Known as MLCD+, and marketed by LG in its new G7 ThinQ smartphone as a Super Bright Display, the tech uses four subpixels per pixel instead of three.
A conventional LCD screen has three elements per pixel, known as RGB: one each for red, green and blue light. By mixing and matching these three primary colors, a screen can display any color.
MLCD+ adds a fourth subpixel in white. This allows it to boost the brightness of the display for the same level of backlight. As DisplayBlog explains, it was first developed by LG for use in 4K televisions.
M+ is the result of the transition to 4K/UHD and the need to reduce the cost related to the backlight to bring to market affordable 4K TVs. The addition of a white sub-pixel improves the light transmittance rate to 8%. Assume the same brightness target of say 1000 cd/m2 on a 4K/UHD TV, M+ translates to lower backlight costs by reducing the number of LEDs and/or optical films compared to a panel that uses a RGB stripe configuration […]
When the screen is mostly white, like my screen at the moment, the white pixels are used to make it brighter without using more power. The white sub-pixel also increases the difference in brightness between pixels to enhance image sharpness.
Patently Apple admits that its suggestion of Apple using the tech is pure speculation.
At the end of the day, LG is a known Apple supplier for iDevice displays and their new MLCD displays seem to be a clear leap forward for LCD displays in terms of brightness and battery life – features that would make Apple’s new 6.1″ iPhone model launching later this year more appealing.
Could these new MLCD displays make it to the new LCD based 6.1″ iPhone in 2018?
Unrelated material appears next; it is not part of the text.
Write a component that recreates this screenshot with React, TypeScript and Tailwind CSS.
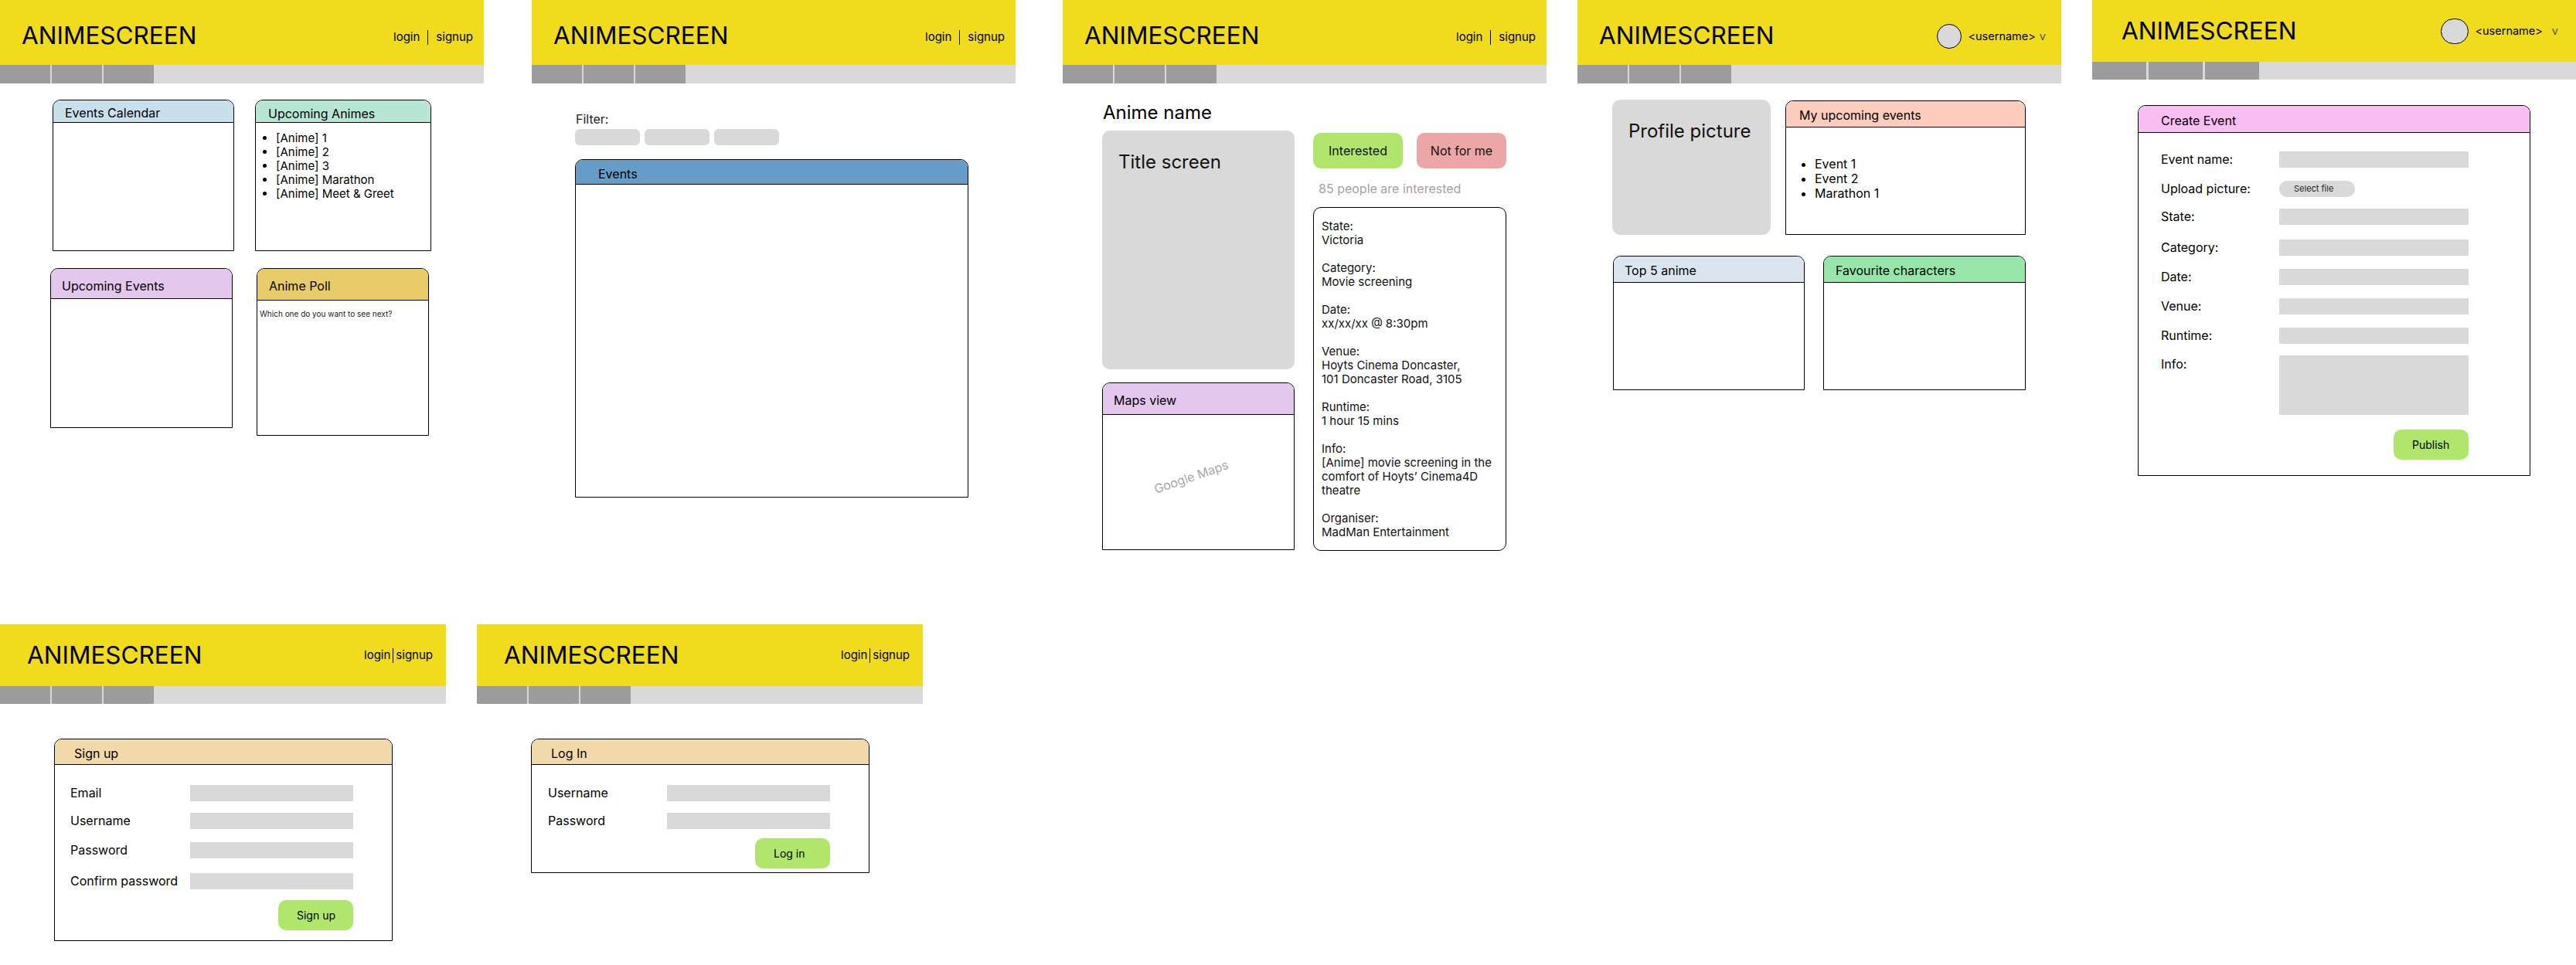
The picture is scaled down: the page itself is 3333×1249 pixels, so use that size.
import type { ReactNode } from "react";

type FrameProps = {
  className: string;
  headerClass: string;
  navClass: string;
  tabClass?: string;
  titleClass: string;
  right: ReactNode;
  children: ReactNode;
};

function Frame({ className, headerClass, navClass, tabClass = "w-[65px]", titleClass, right, children }: FrameProps) {
  return (
    <section className={`shrink-0 ${className}`}>
      <header className={`flex items-center justify-between bg-[#f0db1c] ${headerClass}`}>
        <h1 className={`text-[31.5px] leading-none text-black ${titleClass}`}>ANIMESCREEN</h1>
        {right}
      </header>
      <nav className={`flex gap-[2px] bg-[#d9d9d9] ${navClass}`}>
        <div className={`bg-[#9c9c9c] ${tabClass}`} />
        <div className={`bg-[#9c9c9c] ${tabClass}`} />
        <div className={`bg-[#9c9c9c] ${tabClass}`} />
      </nav>
      {children}
    </section>
  );
}

function AuthLinks({ tight }: { tight?: boolean }) {
  return (
    <div className={tight ? "flex items-center gap-[3px] pr-[17px] pt-[1px] text-[15px]" : "flex items-center gap-[10px] pr-[14px] pt-[12px] text-[15px]"}>
      <span>login</span>
      <span className="h-[19px] w-px bg-black" />
      <span>signup</span>
    </div>
  );
}

function UserMenu({ avatarClass, className, gapClass }: { avatarClass: string; className: string; gapClass: string }) {
  return (
    <div className={`flex items-center text-[14.5px] ${className}`}>
      <div className={`rounded-full border border-black bg-[#d9d9d9] ${avatarClass}`} />
      <span className="ml-[8px]">&lt;username&gt;</span>
      <span className={`text-[#555] ${gapClass}`}>v</span>
    </div>
  );
}

type CardProps = {
  title: string;
  className: string;
  headClass: string;
  titleClass: string;
  bodyClass?: string;
  children?: ReactNode;
};

function Card({ title, className, headClass, titleClass, bodyClass = "", children }: CardProps) {
  return (
    <div className={`flex shrink-0 flex-col overflow-hidden rounded-t-[10px] border border-black bg-white ${className}`}>
      <div className={`flex shrink-0 items-center border-b border-black ${headClass}`}>
        <span className={`text-[16px] leading-none ${titleClass}`}>{title}</span>
      </div>
      <div className={`min-h-0 flex-1 ${bodyClass}`}>{children}</div>
    </div>
  );
}

function Field({ label, className, labelClass, inputClass }: { label: string; className: string; labelClass: string; inputClass: string }) {
  return (
    <div className={`flex items-center ${className}`}>
      <span className={`pb-[2px] text-[16px] leading-none ${labelClass}`}>{label}</span>
      <div className={`bg-[#d9d9d9] ${inputClass}`} />
    </div>
  );
}

function GreenButton({ children, className }: { children: ReactNode; className: string }) {
  return <div className={`flex h-[39px] w-[97px] items-center rounded-[10px] bg-[#b0e66c] text-[14px] ${className}`}>{children}</div>;
}

function Home() {
  return (
    <Frame className="w-[626px]" headerClass="h-[84px]" navClass="h-[24px]" titleClass="pl-[28px] pt-[8px]" right={<AuthLinks />}>
      <div className="mt-[21px] flex">
        <Card title="Events Calendar" className="ml-[68px] h-[196px] w-[235px]" headClass="h-[29px] bg-[#c8dfec]" titleClass="pl-[15px] pt-[3px]" />
        <Card title="Upcoming Animes" className="ml-[27px] h-[196px] w-[228px]" headClass="h-[29px] bg-[#b8e6d5]" titleClass="pl-[16px] pt-[6px]">
          <ul className="mt-[11px] list-disc pl-[26px] text-[15px] leading-[18px]">
            <li>[Anime] 1</li>
            <li>[Anime] 2</li>
            <li>[Anime] 3</li>
            <li>[Anime] Marathon</li>
            <li>[Anime] Meet &amp; Greet</li>
          </ul>
        </Card>
      </div>
      <div className="mt-[22px] flex items-start">
        <Card title="Upcoming Events" className="ml-[65px] h-[207px] w-[236px]" headClass="h-[39px] bg-[#e3c7ec]" titleClass="pl-[14px] pt-[6px]" />
        <Card title="Anime Poll" className="ml-[31px] h-[217px] w-[223px]" headClass="h-[41px] bg-[#e9cc6a]" titleClass="pl-[15px] pt-[4px]">
          <p className="mt-[11px] pl-[3px] text-[10px] leading-[12px] text-[#222]">Which one do you want to see next?</p>
        </Card>
      </div>
    </Frame>
  );
}

function Events() {
  return (
    <Frame className="ml-[62px] w-[626px]" headerClass="h-[84px]" navClass="h-[24px]" titleClass="pl-[28px] pt-[8px]" right={<AuthLinks />}>
      <div className="pl-[56px]">
        <p className="mt-[37px] pl-[1px] text-[16px] leading-[18px] text-[#222]">Filter:</p>
        <div className="mt-[4px] flex gap-[6px]">
          <div className="h-[21px] w-[84px] rounded-[6px] bg-[#d9d9d9]" />
          <div className="h-[21px] w-[84px] rounded-[6px] bg-[#d9d9d9]" />
          <div className="h-[21px] w-[84px] rounded-[6px] bg-[#d9d9d9]" />
        </div>
        <Card title="Events" className="mt-[18px] h-[438px] w-[509px]" headClass="h-[32px] bg-[#659cc8]" titleClass="pl-[29px] pt-[4px]" />
      </div>
    </Frame>
  );
}

function AnimeDetail() {
  return (
    <Frame className="ml-[61px] w-[626px]" headerClass="h-[84px]" navClass="h-[24px]" titleClass="pl-[28px] pt-[8px]" right={<AuthLinks />}>
      <div className="flex pl-[51px]">
        <div className="w-[249px]">
          <h2 className="mt-[23px] pl-[1px] text-[24px] leading-[29px]">Anime name</h2>
          <div className="mt-[9px] h-[309px] rounded-[10px] bg-[#d9d9d9] pl-[21px] pt-[26px] text-[24px] leading-[29px] text-[#111]">Title screen</div>
          <Card title="Maps view" className="mt-[17px] h-[217px] w-[249px]" headClass="h-[41px] bg-[#e3c7ec]" titleClass="pl-[14px] pt-[4px]" bodyClass="flex items-center justify-center pb-[14px] pr-[18px]">
            <span className="-rotate-[19deg] text-[16px] text-[#a8a8a8]">Google Maps</span>
          </Card>
        </div>
        <div className="ml-[24px] w-[250px]">
          <div className="mt-[64px] flex gap-[18px]">
            <div className="flex h-[46px] w-[116px] items-center justify-center rounded-[10px] bg-[#b0e66c] text-[16px] text-[#111]">Interested</div>
            <div className="flex h-[46px] w-[116px] items-center justify-center rounded-[10px] bg-[#eca6a6] text-[16px] text-[#111]">Not for me</div>
          </div>
          <p className="mt-[17px] pl-[7px] text-[16px] leading-[19px] text-[#a89f9f]">85 people are interested</p>
          <div className="mt-[14px] h-[445px] rounded-[10px] border border-black pl-[10px] pt-[15px] text-[15px] leading-[18px] text-[#111]">
            <p>State:<br />Victoria</p>
            <p className="mt-[18px]">Category:<br />Movie screening</p>
            <p className="mt-[18px]">Date:<br />xx/xx/xx @ 8:30pm</p>
            <p className="mt-[18px]">Venue:<br />Hoyts Cinema Doncaster,<br />101 Doncaster Road, 3105</p>
            <p className="mt-[18px]">Runtime:<br />1 hour 15 mins</p>
            <p className="mt-[18px]">Info:<br />[Anime] movie screening in the<br />comfort of Hoyts’ Cinema4D<br />theatre</p>
            <p className="mt-[18px]">Organiser:<br />MadMan Entertainment</p>
          </div>
        </div>
      </div>
    </Frame>
  );
}

function Profile() {
  return (
    <Frame
      className="ml-[40px] w-[626px]"
      headerClass="h-[84px]"
      navClass="h-[24px]"
      titleClass="pl-[28px] pt-[8px]"
      right={<UserMenu className="pr-[20px] pt-[9px]" avatarClass="size-[32px]" gapClass="ml-[5px]" />}
    >
      <div className="mt-[21px] flex items-end">
        <div className="ml-[45px] h-[175px] w-[205px] rounded-[11px] bg-[#d9d9d9] pl-[21px] pt-[26px] text-[24px] leading-[29px] text-[#111]">Profile picture</div>
        <Card title="My upcoming events" className="ml-[19px] h-[174px] w-[311px]" headClass="h-[34px] bg-[#fccdbd]" titleClass="pl-[17px] pt-[3px]">
          <ul className="mt-[38px] list-disc pl-[37px] text-[16px] leading-[19px]">
            <li>Event 1</li>
            <li>Event 2</li>
            <li>Marathon 1</li>
          </ul>
        </Card>
      </div>
      <div className="mt-[27px] flex">
        <Card title="Top 5 anime" className="ml-[46px] h-[174px] w-[248px]" headClass="h-[34px] bg-[#dbe5ef]" titleClass="pl-[14px] pt-[3px]" />
        <Card title="Favourite characters" className="ml-[24px] h-[174px] w-[262px]" headClass="h-[34px] bg-[#95e6a8]" titleClass="pl-[15px] pt-[3px]" />
      </div>
    </Frame>
  );
}

function CreateEvent() {
  const rowLabel = "w-[153px]";
  const rowInput = "h-[21px] w-[245px]";
  return (
    <Frame
      className="ml-[40px] w-[626px]"
      headerClass="h-[80px]"
      navClass="h-[23px] gap-[3px]"
      tabClass="w-[70px]"
      titleClass="pl-[38px]"
      right={<UserMenu className="pr-[23px]" avatarClass="h-[33px] w-[36px]" gapClass="ml-[12px]" />}
    >
      <Card title="Create Event" className="ml-[59px] mt-[33px] h-[480px] w-[508px]" headClass="h-[35px] bg-[#f9bff3]" titleClass="pl-[29px] pt-[3px]" bodyClass="pl-[29px]">
        <Field label="Event name:" className="mt-[24px]" labelClass={rowLabel} inputClass={rowInput} />
        <div className="mt-[17px] flex items-center">
          <span className={`pb-[2px] text-[16px] leading-none ${rowLabel}`}>Upload picture:</span>
          <div className="flex h-[21px] w-[98px] items-center rounded-[10px] bg-[#d9d9d9] pl-[19px] text-[11px] text-[#222]">Select file</div>
        </div>
        <Field label="State:" className="mt-[15px]" labelClass={rowLabel} inputClass={rowInput} />
        <Field label="Category:" className="mt-[19px]" labelClass={rowLabel} inputClass={rowInput} />
        <Field label="Date:" className="mt-[17px]" labelClass={rowLabel} inputClass={rowInput} />
        <Field label="Venue:" className="mt-[17px]" labelClass={rowLabel} inputClass={rowInput} />
        <Field label="Runtime:" className="mt-[17px]" labelClass={rowLabel} inputClass={rowInput} />
        <div className="mt-[15px] flex items-start">
          <span className={`pt-[3px] text-[16px] leading-none ${rowLabel}`}>Info:</span>
          <div className="h-[77px] w-[245px] bg-[#d9d9d9]" />
        </div>
        <GreenButton className="ml-[301px] mt-[19px] pl-[24px]">Publish</GreenButton>
      </Card>
    </Frame>
  );
}

function SignUp() {
  const label = "w-[155px]";
  const input = "h-[21px] w-[211px]";
  return (
    <Frame className="w-[577px]" headerClass="h-[80px]" navClass="h-[23px]" titleClass="pl-[35px]" right={<AuthLinks tight />}>
      <Card title="Sign up" className="ml-[70px] mt-[45px] h-[262px] w-[438px]" headClass="h-[33px] bg-[#f2d9aa]" titleClass="pl-[25px] pt-[3px]" bodyClass="pl-[20px]">
        <Field label="Email" className="mt-[26px]" labelClass={label} inputClass={input} />
        <Field label="Username" className="mt-[15px]" labelClass={label} inputClass={input} />
        <Field label="Password" className="mt-[17px]" labelClass={label} inputClass={input} />
        <Field label="Confirm password" className="mt-[19px]" labelClass={label} inputClass={input} />
        <GreenButton className="ml-[269px] mt-[14px] pl-[24px]">Sign up</GreenButton>
      </Card>
    </Frame>
  );
}

function LogIn() {
  const label = "w-[154px]";
  const input = "h-[21px] w-[211px]";
  return (
    <Frame className="ml-[40px] w-[577px]" headerClass="h-[80px]" navClass="h-[23px]" titleClass="pl-[35px]" right={<AuthLinks tight />}>
      <Card title="Log In" className="ml-[70px] mt-[45px] h-[174px] w-[438px]" headClass="h-[33px] bg-[#f2d9aa]" titleClass="pl-[25px] pt-[3px]" bodyClass="pl-[21px]">
        <Field label="Username" className="mt-[26px]" labelClass={label} inputClass={input} />
        <Field label="Password" className="mt-[15px]" labelClass={label} inputClass={input} />
        <GreenButton className="ml-[268px] mt-[12px] pl-[24px]">Log in</GreenButton>
      </Card>
    </Frame>
  );
}

export default function App() {
  return (
    <div className="h-[1249px] w-[3333px] overflow-hidden bg-white font-['Inter',sans-serif] text-black">
      <div className="flex h-[808px]">
        <Home />
        <Events />
        <AnimeDetail />
        <Profile />
        <CreateEvent />
      </div>
      <div className="flex">
        <SignUp />
        <LogIn />
      </div>
    </div>
  );
}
One of the drawbacks of the conventional LDC screens Apple uses in older iPhones is that you need edge connectors that limit the ability to have a near-bezel-free design on all four sides. If Apple does want to closely emulate the iPhone X design with an LCD screen, it will need some form of newer tech. Alternatively, it may settle for a small chin to allow it to stick with conventional LCD. It has already been suggested that the LCD model may omit 3D Touch for cost-saving reasons.